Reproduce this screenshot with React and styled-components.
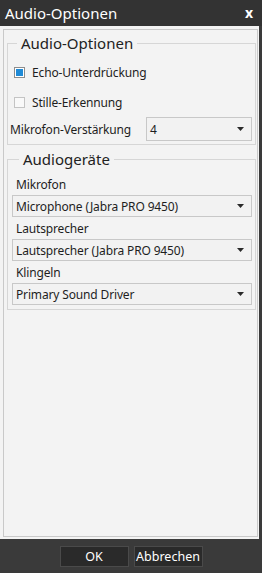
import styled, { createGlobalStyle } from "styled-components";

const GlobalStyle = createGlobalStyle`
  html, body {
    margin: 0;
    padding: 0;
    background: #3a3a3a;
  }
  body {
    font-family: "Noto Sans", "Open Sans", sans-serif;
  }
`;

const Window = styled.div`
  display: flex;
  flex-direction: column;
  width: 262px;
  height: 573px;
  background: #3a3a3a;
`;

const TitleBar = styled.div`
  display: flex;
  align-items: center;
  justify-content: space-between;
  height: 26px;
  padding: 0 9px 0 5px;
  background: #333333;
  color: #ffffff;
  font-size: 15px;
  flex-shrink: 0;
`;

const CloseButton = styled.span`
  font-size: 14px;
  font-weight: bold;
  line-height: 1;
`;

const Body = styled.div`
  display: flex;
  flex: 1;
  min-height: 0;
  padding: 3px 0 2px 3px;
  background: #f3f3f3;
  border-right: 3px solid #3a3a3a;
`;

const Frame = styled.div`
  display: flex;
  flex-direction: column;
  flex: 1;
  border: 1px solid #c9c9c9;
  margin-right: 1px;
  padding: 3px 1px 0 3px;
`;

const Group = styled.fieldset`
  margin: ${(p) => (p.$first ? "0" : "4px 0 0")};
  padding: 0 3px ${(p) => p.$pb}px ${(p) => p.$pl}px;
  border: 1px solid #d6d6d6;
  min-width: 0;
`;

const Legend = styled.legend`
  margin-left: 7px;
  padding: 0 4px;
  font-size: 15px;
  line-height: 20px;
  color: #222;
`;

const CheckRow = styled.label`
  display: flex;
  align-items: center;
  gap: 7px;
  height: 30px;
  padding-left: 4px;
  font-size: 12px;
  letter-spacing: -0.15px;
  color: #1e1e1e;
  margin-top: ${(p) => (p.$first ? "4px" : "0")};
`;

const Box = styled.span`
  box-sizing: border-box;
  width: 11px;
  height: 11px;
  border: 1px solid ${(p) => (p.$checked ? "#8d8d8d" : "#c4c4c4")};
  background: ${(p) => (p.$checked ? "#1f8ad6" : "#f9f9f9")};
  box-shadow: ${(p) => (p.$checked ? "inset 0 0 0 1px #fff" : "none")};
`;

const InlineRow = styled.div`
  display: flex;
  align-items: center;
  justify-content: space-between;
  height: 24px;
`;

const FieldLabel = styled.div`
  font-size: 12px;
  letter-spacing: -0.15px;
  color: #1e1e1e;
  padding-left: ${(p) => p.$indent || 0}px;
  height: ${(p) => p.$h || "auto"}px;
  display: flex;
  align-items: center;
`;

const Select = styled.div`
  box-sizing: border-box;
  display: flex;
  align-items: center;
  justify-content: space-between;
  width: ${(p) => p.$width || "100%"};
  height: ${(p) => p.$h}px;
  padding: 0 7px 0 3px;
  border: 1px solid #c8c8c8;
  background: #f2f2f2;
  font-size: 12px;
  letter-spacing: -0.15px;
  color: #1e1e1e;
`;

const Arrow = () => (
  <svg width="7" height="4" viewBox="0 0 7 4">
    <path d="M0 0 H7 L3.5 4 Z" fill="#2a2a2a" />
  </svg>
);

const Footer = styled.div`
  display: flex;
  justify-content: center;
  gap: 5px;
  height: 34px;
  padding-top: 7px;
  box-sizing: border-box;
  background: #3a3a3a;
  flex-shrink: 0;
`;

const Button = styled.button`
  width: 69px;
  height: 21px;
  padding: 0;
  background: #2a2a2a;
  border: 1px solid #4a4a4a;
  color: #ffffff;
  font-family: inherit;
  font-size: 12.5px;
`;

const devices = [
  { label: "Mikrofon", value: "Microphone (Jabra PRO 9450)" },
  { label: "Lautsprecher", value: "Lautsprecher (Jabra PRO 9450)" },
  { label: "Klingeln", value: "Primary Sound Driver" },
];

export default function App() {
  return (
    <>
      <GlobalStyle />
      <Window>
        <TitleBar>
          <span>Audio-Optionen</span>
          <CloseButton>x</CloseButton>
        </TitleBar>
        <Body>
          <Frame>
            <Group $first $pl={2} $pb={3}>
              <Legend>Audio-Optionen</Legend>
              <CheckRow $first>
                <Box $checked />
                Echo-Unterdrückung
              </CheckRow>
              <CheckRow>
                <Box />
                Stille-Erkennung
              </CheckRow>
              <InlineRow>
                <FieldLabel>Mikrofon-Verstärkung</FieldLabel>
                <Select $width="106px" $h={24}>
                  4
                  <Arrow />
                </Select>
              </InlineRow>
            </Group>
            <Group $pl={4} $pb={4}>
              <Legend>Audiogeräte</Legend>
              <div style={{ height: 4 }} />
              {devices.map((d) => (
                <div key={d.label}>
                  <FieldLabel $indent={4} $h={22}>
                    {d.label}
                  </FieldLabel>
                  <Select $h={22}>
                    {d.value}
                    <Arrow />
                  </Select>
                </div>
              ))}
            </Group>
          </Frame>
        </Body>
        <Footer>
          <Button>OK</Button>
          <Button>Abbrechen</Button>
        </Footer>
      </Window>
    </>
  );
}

==

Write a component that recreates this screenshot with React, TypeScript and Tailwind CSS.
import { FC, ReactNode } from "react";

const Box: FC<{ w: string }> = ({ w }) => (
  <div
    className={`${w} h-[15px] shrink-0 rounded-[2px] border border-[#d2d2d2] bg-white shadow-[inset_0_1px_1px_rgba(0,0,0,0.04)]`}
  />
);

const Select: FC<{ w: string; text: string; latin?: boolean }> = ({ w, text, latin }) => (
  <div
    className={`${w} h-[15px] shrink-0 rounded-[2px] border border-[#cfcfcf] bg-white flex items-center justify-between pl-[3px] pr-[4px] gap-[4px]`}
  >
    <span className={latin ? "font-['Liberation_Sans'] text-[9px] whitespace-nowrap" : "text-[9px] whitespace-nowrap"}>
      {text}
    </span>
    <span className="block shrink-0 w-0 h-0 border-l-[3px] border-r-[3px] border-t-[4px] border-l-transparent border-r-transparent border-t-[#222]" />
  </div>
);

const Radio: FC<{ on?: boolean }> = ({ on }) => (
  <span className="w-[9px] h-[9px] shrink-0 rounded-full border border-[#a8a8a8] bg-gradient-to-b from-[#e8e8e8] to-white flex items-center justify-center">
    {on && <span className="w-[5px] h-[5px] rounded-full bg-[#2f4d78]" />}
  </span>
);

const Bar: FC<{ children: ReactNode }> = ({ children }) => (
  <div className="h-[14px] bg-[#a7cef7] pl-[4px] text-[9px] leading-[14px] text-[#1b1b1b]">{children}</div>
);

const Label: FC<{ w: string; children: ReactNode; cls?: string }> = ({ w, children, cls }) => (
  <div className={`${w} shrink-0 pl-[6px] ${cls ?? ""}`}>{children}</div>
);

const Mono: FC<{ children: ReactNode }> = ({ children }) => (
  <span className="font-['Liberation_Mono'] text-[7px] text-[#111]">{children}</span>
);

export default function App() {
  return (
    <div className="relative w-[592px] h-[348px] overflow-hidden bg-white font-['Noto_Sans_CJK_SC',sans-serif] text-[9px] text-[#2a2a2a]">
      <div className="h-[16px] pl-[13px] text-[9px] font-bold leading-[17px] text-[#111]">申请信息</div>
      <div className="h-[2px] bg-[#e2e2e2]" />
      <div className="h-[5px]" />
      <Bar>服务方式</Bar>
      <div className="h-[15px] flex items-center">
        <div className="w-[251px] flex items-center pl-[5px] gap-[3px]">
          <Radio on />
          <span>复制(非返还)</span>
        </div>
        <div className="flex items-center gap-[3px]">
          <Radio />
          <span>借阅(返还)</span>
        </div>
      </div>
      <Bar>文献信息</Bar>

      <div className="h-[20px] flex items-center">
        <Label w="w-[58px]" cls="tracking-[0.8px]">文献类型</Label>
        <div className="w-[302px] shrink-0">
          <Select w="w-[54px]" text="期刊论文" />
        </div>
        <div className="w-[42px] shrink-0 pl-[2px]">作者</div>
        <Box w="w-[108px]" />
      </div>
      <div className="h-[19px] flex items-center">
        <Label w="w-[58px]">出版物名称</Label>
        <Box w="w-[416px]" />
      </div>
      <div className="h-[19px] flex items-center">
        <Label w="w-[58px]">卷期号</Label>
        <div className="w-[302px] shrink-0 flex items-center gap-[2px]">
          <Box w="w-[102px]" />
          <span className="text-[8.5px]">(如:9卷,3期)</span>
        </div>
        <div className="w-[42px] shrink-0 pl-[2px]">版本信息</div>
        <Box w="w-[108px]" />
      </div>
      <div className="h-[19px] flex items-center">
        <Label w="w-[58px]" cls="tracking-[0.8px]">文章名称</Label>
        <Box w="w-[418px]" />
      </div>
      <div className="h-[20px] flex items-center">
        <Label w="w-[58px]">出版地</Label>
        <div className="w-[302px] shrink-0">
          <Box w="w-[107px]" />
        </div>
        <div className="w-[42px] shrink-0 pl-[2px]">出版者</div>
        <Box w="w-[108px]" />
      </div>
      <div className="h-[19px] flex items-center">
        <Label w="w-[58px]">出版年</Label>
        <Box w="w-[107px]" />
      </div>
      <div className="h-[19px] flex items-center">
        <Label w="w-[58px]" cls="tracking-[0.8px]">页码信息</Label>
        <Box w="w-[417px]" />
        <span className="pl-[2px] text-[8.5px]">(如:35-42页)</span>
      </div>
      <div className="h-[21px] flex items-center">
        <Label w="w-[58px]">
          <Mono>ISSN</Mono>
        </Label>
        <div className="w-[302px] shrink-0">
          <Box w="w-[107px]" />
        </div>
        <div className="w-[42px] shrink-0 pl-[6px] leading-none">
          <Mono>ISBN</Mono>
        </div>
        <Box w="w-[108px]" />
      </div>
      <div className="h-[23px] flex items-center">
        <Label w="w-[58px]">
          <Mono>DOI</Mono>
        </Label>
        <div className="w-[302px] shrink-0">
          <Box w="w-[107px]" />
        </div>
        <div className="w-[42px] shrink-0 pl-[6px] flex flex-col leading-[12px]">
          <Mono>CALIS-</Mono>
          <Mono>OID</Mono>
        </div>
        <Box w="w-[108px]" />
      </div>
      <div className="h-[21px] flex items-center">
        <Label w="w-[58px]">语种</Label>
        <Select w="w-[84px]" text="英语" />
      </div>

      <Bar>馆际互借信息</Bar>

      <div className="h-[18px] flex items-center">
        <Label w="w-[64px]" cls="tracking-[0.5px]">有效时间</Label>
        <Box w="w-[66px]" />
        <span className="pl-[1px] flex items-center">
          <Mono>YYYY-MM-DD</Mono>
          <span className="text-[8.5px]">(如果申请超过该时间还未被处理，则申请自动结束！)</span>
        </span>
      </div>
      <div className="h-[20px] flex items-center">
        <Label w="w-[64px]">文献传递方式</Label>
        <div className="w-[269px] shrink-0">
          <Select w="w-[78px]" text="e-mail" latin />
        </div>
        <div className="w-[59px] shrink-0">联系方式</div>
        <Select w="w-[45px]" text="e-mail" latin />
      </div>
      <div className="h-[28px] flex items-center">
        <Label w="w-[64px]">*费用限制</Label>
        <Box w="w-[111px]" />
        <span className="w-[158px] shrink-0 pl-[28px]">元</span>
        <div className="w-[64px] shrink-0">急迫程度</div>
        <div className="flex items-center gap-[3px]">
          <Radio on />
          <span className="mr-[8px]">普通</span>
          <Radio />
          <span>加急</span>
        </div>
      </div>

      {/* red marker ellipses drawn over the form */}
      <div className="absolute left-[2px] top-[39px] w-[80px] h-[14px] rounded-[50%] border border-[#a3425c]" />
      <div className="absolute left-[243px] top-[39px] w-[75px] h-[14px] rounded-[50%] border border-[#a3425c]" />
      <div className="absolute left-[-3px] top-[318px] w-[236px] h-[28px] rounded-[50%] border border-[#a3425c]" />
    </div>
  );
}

*Set problem*
Copy each line of the records containing the string "screenshot".

*Task answer*
Reproduce this screenshot with React and styled-components.
Write a component that recreates this screenshot with React, TypeScript and Tailwind CSS.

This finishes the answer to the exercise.